— Start —
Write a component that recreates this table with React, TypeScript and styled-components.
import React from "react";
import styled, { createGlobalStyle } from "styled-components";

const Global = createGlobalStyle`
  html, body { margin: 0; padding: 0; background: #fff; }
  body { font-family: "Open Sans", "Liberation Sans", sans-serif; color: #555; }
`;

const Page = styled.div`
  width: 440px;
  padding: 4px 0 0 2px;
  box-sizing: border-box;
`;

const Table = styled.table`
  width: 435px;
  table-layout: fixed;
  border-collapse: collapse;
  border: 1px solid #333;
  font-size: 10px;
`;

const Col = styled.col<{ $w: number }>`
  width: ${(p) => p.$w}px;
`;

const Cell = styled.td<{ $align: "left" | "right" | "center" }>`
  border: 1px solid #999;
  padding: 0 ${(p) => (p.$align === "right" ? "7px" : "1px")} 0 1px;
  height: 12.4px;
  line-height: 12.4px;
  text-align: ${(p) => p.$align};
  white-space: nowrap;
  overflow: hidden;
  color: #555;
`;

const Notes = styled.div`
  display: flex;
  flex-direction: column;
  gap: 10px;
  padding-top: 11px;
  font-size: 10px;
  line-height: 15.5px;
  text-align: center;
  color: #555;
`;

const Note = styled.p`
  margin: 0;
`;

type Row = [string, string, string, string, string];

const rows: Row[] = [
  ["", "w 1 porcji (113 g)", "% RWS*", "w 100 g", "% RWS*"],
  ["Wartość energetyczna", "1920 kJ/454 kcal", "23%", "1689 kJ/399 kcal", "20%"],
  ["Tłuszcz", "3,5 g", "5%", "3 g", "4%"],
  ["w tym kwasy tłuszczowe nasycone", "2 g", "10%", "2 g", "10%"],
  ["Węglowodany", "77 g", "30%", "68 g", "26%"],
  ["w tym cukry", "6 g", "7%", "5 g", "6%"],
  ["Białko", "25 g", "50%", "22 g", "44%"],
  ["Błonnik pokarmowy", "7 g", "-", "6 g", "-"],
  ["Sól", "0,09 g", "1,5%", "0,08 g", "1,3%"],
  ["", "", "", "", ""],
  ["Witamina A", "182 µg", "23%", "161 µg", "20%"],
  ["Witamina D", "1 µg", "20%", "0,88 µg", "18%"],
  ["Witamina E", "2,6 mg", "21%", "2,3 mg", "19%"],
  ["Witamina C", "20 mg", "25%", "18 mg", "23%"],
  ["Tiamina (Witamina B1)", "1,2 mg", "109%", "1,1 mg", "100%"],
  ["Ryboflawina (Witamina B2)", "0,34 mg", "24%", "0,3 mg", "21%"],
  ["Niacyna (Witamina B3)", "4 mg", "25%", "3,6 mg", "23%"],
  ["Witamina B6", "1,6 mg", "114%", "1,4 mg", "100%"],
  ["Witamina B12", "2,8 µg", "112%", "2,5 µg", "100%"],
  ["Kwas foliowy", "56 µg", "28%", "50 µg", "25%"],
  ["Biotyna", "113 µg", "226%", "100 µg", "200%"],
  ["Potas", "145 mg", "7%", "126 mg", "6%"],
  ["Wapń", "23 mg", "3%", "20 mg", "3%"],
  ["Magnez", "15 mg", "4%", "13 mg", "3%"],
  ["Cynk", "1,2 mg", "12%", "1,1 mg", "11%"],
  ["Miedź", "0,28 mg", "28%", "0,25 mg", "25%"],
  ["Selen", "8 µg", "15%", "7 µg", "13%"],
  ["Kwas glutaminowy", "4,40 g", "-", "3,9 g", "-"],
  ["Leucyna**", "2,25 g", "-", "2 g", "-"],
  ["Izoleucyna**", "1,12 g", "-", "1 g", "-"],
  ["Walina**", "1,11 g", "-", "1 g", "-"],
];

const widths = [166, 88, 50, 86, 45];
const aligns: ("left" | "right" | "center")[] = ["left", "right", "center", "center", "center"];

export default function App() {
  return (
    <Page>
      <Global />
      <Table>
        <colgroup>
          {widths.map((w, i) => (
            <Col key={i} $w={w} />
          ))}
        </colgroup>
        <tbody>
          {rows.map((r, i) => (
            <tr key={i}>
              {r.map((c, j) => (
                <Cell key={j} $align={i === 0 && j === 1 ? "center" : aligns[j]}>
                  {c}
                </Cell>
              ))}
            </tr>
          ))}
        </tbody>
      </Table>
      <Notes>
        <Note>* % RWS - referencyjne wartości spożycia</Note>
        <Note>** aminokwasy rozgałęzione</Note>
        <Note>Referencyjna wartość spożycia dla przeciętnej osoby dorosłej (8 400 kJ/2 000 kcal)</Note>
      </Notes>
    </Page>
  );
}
— End —
§ **Goal of the exercise**:
Take the lines above and print them exactly.

§ **Response**:
Write a component that recreates this table with React, TypeScript and styled-components.
import React from "react";
import styled, { createGlobalStyle } from "styled-components";

const Global = createGlobalStyle`
  html, body { margin: 0; padding: 0; background: #fff; }
  body { font-family: "Open Sans", "Liberation Sans", sans-serif; color: #555; }
`;

const Page = styled.div`
  width: 440px;
  padding: 4px 0 0 2px;
  box-sizing: border-box;
`;

const Table = styled.table`
  width: 435px;
  table-layout: fixed;
  border-collapse: collapse;
  border: 1px solid #333;
  font-size: 10px;
`;

const Col = styled.col<{ $w: number }>`
  width: ${(p) => p.$w}px;
`;

const Cell = styled.td<{ $align: "left" | "right" | "center" }>`
  border: 1px solid #999;
  padding: 0 ${(p) => (p.$align === "right" ? "7px" : "1px")} 0 1px;
  height: 12.4px;
  line-height: 12.4px;
  text-align: ${(p) => p.$align};
  white-space: nowrap;
  overflow: hidden;
  color: #555;
`;

const Notes = styled.div`
  display: flex;
  flex-direction: column;
  gap: 10px;
  padding-top: 11px;
  font-size: 10px;
  line-height: 15.5px;
  text-align: center;
  color: #555;
`;

const Note = styled.p`
  margin: 0;
`;

type Row = [string, string, string, string, string];

const rows: Row[] = [
  ["", "w 1 porcji (113 g)", "% RWS*", "w 100 g", "% RWS*"],
  ["Wartość energetyczna", "1920 kJ/454 kcal", "23%", "1689 kJ/399 kcal", "20%"],
  ["Tłuszcz", "3,5 g", "5%", "3 g", "4%"],
  ["w tym kwasy tłuszczowe nasycone", "2 g", "10%", "2 g", "10%"],
  ["Węglowodany", "77 g", "30%", "68 g", "26%"],
  ["w tym cukry", "6 g", "7%", "5 g", "6%"],
  ["Białko", "25 g", "50%", "22 g", "44%"],
  ["Błonnik pokarmowy", "7 g", "-", "6 g", "-"],
  ["Sól", "0,09 g", "1,5%", "0,08 g", "1,3%"],
  ["", "", "", "", ""],
  ["Witamina A", "182 µg", "23%", "161 µg", "20%"],
  ["Witamina D", "1 µg", "20%", "0,88 µg", "18%"],
  ["Witamina E", "2,6 mg", "21%", "2,3 mg", "19%"],
  ["Witamina C", "20 mg", "25%", "18 mg", "23%"],
  ["Tiamina (Witamina B1)", "1,2 mg", "109%", "1,1 mg", "100%"],
  ["Ryboflawina (Witamina B2)", "0,34 mg", "24%", "0,3 mg", "21%"],
  ["Niacyna (Witamina B3)", "4 mg", "25%", "3,6 mg", "23%"],
  ["Witamina B6", "1,6 mg", "114%", "1,4 mg", "100%"],
  ["Witamina B12", "2,8 µg", "112%", "2,5 µg", "100%"],
  ["Kwas foliowy", "56 µg", "28%", "50 µg", "25%"],
  ["Biotyna", "113 µg", "226%", "100 µg", "200%"],
  ["Potas", "145 mg", "7%", "126 mg", "6%"],
  ["Wapń", "23 mg", "3%", "20 mg", "3%"],
  ["Magnez", "15 mg", "4%", "13 mg", "3%"],
  ["Cynk", "1,2 mg", "12%", "1,1 mg", "11%"],
  ["Miedź", "0,28 mg", "28%", "0,25 mg", "25%"],
  ["Selen", "8 µg", "15%", "7 µg", "13%"],
  ["Kwas glutaminowy", "4,40 g", "-", "3,9 g", "-"],
  ["Leucyna**", "2,25 g", "-", "2 g", "-"],
  ["Izoleucyna**", "1,12 g", "-", "1 g", "-"],
  ["Walina**", "1,11 g", "-", "1 g", "-"],
];

const widths = [166, 88, 50, 86, 45];
const aligns: ("left" | "right" | "center")[] = ["left", "right", "center", "center", "center"];

export default function App() {
  return (
    <Page>
      <Global />
      <Table>
        <colgroup>
          {widths.map((w, i) => (
            <Col key={i} $w={w} />
          ))}
        </colgroup>
        <tbody>
          {rows.map((r, i) => (
            <tr key={i}>
              {r.map((c, j) => (
                <Cell key={j} $align={i === 0 && j === 1 ? "center" : aligns[j]}>
                  {c}
                </Cell>
              ))}
            </tr>
          ))}
        </tbody>
      </Table>
      <Notes>
        <Note>* % RWS - referencyjne wartości spożycia</Note>
        <Note>** aminokwasy rozgałęzione</Note>
        <Note>Referencyjna wartość spożycia dla przeciętnej osoby dorosłej (8 400 kJ/2 000 kcal)</Note>
      </Notes>
    </Page>
  );
}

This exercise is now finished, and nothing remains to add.